§ **INFORMATION SUPPLIED**:
* BEGIN *

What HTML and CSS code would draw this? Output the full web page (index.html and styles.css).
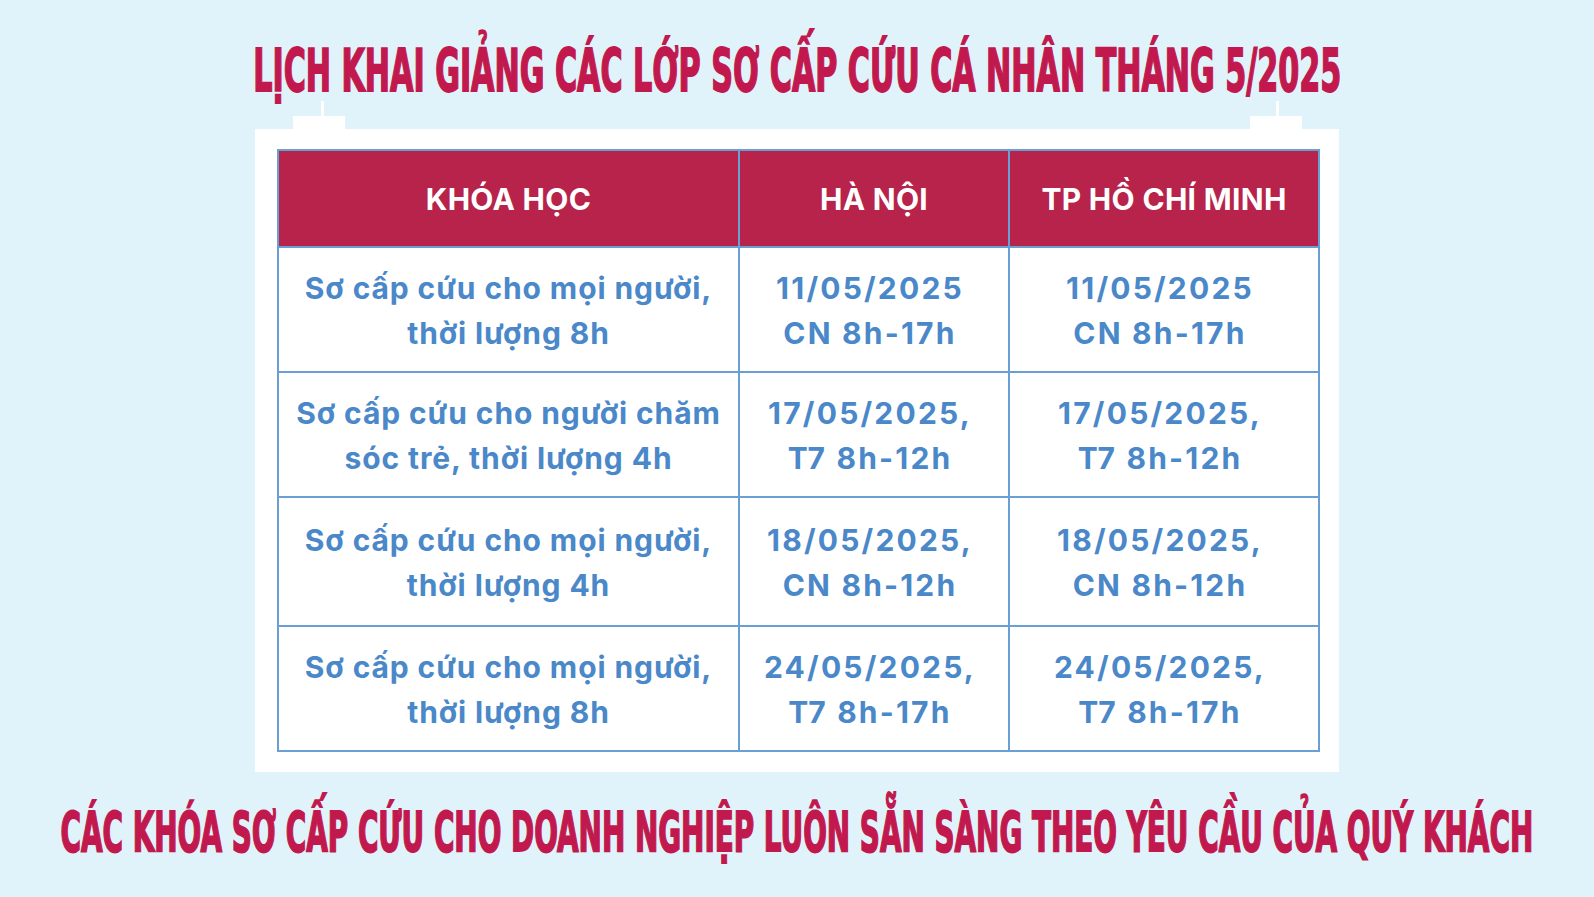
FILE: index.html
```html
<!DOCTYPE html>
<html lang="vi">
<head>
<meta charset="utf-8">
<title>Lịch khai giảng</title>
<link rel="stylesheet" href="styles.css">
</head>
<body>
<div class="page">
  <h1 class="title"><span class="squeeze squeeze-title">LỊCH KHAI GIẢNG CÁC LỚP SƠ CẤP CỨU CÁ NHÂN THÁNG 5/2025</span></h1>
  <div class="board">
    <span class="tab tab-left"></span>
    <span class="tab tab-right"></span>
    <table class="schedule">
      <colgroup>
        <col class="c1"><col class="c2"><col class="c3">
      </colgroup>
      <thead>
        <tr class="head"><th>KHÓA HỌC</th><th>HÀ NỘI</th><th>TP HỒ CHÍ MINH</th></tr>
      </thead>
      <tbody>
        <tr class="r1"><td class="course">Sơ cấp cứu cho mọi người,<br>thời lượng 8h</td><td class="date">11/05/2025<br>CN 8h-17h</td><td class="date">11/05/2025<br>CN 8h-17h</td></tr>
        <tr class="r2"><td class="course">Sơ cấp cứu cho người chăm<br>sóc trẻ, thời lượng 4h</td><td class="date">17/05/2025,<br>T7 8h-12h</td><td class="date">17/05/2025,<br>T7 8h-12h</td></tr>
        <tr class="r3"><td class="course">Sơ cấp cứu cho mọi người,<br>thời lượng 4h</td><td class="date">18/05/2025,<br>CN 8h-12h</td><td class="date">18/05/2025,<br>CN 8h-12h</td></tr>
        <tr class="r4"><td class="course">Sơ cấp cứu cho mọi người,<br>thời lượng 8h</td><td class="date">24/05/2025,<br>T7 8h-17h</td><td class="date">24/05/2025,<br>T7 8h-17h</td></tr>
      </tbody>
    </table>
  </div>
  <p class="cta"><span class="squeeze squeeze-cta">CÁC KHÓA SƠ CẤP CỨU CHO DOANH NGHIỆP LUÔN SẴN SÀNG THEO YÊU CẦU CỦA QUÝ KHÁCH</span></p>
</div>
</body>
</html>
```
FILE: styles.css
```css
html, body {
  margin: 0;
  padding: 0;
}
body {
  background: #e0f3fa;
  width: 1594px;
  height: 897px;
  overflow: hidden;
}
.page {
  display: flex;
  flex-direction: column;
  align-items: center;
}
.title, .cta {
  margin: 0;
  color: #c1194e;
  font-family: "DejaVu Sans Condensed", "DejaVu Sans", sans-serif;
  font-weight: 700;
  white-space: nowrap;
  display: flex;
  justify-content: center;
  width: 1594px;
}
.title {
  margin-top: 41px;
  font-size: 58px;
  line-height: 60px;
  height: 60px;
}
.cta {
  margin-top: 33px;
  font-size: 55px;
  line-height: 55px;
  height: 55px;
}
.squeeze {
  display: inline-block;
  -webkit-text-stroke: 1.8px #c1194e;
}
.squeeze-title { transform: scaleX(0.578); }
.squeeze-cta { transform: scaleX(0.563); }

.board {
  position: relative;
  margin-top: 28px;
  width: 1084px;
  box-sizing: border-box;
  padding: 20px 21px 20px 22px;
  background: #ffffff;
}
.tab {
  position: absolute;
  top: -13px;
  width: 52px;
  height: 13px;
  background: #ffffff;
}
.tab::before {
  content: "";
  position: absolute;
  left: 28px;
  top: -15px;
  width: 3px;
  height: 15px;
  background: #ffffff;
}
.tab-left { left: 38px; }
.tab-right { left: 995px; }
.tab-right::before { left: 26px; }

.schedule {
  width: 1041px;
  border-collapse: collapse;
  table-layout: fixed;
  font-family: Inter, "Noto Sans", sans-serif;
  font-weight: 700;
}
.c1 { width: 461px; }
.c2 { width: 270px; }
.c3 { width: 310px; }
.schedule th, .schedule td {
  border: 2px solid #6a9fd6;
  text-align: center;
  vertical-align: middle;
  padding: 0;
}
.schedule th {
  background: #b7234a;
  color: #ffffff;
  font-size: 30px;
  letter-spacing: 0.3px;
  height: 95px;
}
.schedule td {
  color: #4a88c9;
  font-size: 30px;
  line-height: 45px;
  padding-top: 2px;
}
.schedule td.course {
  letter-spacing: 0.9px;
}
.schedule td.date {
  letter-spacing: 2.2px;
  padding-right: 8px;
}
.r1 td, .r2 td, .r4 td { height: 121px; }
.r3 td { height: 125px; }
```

* END *

§ **STATED EXERCISE**: Return each line exactly as written. Any picture gets left out.

§ **TASK RESPONSE**:
What HTML and CSS code would draw this? Output the full web page (index.html and styles.css).
FILE: index.html
```html
<!DOCTYPE html>
<html lang="vi">
<head>
<meta charset="utf-8">
<title>Lịch khai giảng</title>
<link rel="stylesheet" href="styles.css">
</head>
<body>
<div class="page">
  <h1 class="title"><span class="squeeze squeeze-title">LỊCH KHAI GIẢNG CÁC LỚP SƠ CẤP CỨU CÁ NHÂN THÁNG 5/2025</span></h1>
  <div class="board">
    <span class="tab tab-left"></span>
    <span class="tab tab-right"></span>
    <table class="schedule">
      <colgroup>
        <col class="c1"><col class="c2"><col class="c3">
      </colgroup>
      <thead>
        <tr class="head"><th>KHÓA HỌC</th><th>HÀ NỘI</th><th>TP HỒ CHÍ MINH</th></tr>
      </thead>
      <tbody>
        <tr class="r1"><td class="course">Sơ cấp cứu cho mọi người,<br>thời lượng 8h</td><td class="date">11/05/2025<br>CN 8h-17h</td><td class="date">11/05/2025<br>CN 8h-17h</td></tr>
        <tr class="r2"><td class="course">Sơ cấp cứu cho người chăm<br>sóc trẻ, thời lượng 4h</td><td class="date">17/05/2025,<br>T7 8h-12h</td><td class="date">17/05/2025,<br>T7 8h-12h</td></tr>
        <tr class="r3"><td class="course">Sơ cấp cứu cho mọi người,<br>thời lượng 4h</td><td class="date">18/05/2025,<br>CN 8h-12h</td><td class="date">18/05/2025,<br>CN 8h-12h</td></tr>
        <tr class="r4"><td class="course">Sơ cấp cứu cho mọi người,<br>thời lượng 8h</td><td class="date">24/05/2025,<br>T7 8h-17h</td><td class="date">24/05/2025,<br>T7 8h-17h</td></tr>
      </tbody>
    </table>
  </div>
  <p class="cta"><span class="squeeze squeeze-cta">CÁC KHÓA SƠ CẤP CỨU CHO DOANH NGHIỆP LUÔN SẴN SÀNG THEO YÊU CẦU CỦA QUÝ KHÁCH</span></p>
</div>
</body>
</html>
```
FILE: styles.css
```css
html, body {
  margin: 0;
  padding: 0;
}
body {
  background: #e0f3fa;
  width: 1594px;
  height: 897px;
  overflow: hidden;
}
.page {
  display: flex;
  flex-direction: column;
  align-items: center;
}
.title, .cta {
  margin: 0;
  color: #c1194e;
  font-family: "DejaVu Sans Condensed", "DejaVu Sans", sans-serif;
  font-weight: 700;
  white-space: nowrap;
  display: flex;
  justify-content: center;
  width: 1594px;
}
.title {
  margin-top: 41px;
  font-size: 58px;
  line-height: 60px;
  height: 60px;
}
.cta {
  margin-top: 33px;
  font-size: 55px;
  line-height: 55px;
  height: 55px;
}
.squeeze {
  display: inline-block;
  -webkit-text-stroke: 1.8px #c1194e;
}
.squeeze-title { transform: scaleX(0.578); }
.squeeze-cta { transform: scaleX(0.563); }

.board {
  position: relative;
  margin-top: 28px;
  width: 1084px;
  box-sizing: border-box;
  padding: 20px 21px 20px 22px;
  background: #ffffff;
}
.tab {
  position: absolute;
  top: -13px;
  width: 52px;
  height: 13px;
  background: #ffffff;
}
.tab::before {
  content: "";
  position: absolute;
  left: 28px;
  top: -15px;
  width: 3px;
  height: 15px;
  background: #ffffff;
}
.tab-left { left: 38px; }
.tab-right { left: 995px; }
.tab-right::before { left: 26px; }

.schedule {
  width: 1041px;
  border-collapse: collapse;
  table-layout: fixed;
  font-family: Inter, "Noto Sans", sans-serif;
  font-weight: 700;
}
.c1 { width: 461px; }
.c2 { width: 270px; }
.c3 { width: 310px; }
.schedule th, .schedule td {
  border: 2px solid #6a9fd6;
  text-align: center;
  vertical-align: middle;
  padding: 0;
}
.schedule th {
  background: #b7234a;
  color: #ffffff;
  font-size: 30px;
  letter-spacing: 0.3px;
  height: 95px;
}
.schedule td {
  color: #4a88c9;
  font-size: 30px;
  line-height: 45px;
  padding-top: 2px;
}
.schedule td.course {
  letter-spacing: 0.9px;
}
.schedule td.date {
  letter-spacing: 2.2px;
  padding-right: 8px;
}
.r1 td, .r2 td, .r4 td { height: 121px; }
.r3 td { height: 125px; }
```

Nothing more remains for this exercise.